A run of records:
+ + + +

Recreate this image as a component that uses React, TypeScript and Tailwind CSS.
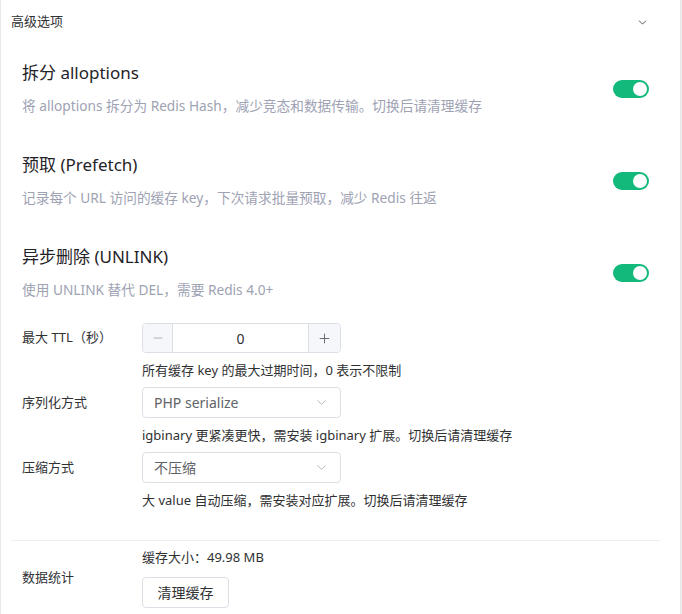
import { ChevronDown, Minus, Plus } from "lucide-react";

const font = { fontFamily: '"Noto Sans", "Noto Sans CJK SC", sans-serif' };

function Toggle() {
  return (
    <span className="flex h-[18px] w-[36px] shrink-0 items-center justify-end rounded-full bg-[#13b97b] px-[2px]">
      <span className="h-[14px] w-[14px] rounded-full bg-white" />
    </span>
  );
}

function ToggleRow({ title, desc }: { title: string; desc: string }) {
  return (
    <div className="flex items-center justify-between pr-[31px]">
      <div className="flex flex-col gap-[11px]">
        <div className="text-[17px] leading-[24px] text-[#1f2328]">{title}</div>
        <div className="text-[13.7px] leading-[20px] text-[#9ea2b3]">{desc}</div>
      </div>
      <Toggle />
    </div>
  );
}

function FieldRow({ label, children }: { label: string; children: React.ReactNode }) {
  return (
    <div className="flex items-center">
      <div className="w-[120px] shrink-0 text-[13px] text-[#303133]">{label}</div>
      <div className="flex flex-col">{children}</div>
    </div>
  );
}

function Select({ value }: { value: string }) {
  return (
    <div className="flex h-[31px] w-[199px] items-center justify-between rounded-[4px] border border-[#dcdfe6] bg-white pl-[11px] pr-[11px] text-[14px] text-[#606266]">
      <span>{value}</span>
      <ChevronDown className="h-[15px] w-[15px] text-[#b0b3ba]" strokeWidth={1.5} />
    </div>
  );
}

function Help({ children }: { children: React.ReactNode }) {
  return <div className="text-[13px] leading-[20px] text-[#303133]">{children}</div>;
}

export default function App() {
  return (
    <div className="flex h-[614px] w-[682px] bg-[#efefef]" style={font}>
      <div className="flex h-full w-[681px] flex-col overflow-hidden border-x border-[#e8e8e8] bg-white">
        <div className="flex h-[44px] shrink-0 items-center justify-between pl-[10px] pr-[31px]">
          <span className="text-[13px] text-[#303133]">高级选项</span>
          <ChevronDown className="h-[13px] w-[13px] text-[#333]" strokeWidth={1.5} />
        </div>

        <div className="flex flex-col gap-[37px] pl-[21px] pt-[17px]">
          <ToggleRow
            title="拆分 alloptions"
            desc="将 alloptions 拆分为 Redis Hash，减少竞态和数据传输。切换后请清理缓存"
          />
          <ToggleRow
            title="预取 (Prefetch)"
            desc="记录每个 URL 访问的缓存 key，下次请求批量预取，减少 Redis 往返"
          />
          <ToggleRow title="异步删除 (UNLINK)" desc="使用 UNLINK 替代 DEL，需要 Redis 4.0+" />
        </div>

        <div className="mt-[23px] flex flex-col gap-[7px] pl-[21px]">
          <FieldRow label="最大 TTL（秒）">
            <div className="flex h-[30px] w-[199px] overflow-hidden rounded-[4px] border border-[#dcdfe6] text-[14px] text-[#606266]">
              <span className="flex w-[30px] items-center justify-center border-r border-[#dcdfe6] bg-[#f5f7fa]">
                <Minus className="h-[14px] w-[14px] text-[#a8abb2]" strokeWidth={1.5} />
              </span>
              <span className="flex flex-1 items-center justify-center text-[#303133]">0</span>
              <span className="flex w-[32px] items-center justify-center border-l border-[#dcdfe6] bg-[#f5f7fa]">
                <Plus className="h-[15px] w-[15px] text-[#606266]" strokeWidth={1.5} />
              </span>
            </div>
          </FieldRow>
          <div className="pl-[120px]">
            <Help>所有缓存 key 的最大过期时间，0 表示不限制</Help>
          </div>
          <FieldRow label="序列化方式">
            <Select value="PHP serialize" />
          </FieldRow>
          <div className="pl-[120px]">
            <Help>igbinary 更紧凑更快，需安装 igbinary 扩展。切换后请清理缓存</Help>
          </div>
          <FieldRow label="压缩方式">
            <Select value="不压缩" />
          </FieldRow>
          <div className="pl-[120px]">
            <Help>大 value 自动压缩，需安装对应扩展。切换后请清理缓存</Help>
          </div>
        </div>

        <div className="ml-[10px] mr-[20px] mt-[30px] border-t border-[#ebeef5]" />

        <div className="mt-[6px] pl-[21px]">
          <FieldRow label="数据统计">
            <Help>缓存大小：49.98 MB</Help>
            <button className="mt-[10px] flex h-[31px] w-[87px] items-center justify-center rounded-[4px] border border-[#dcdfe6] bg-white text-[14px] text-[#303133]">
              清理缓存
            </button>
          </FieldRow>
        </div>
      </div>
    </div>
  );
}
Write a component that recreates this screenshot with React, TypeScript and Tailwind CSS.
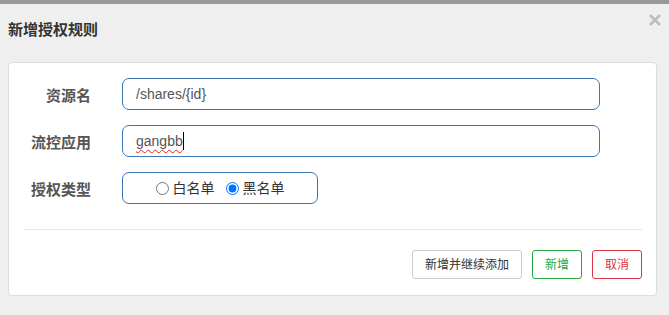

+ + + +

◆ Task statement: Gather up, from the records above, each line where the word "component" appears.

◆ Task response:
Recreate this image as a component that uses React, TypeScript and Tailwind CSS.
Write a component that recreates this screenshot with React, TypeScript and Tailwind CSS.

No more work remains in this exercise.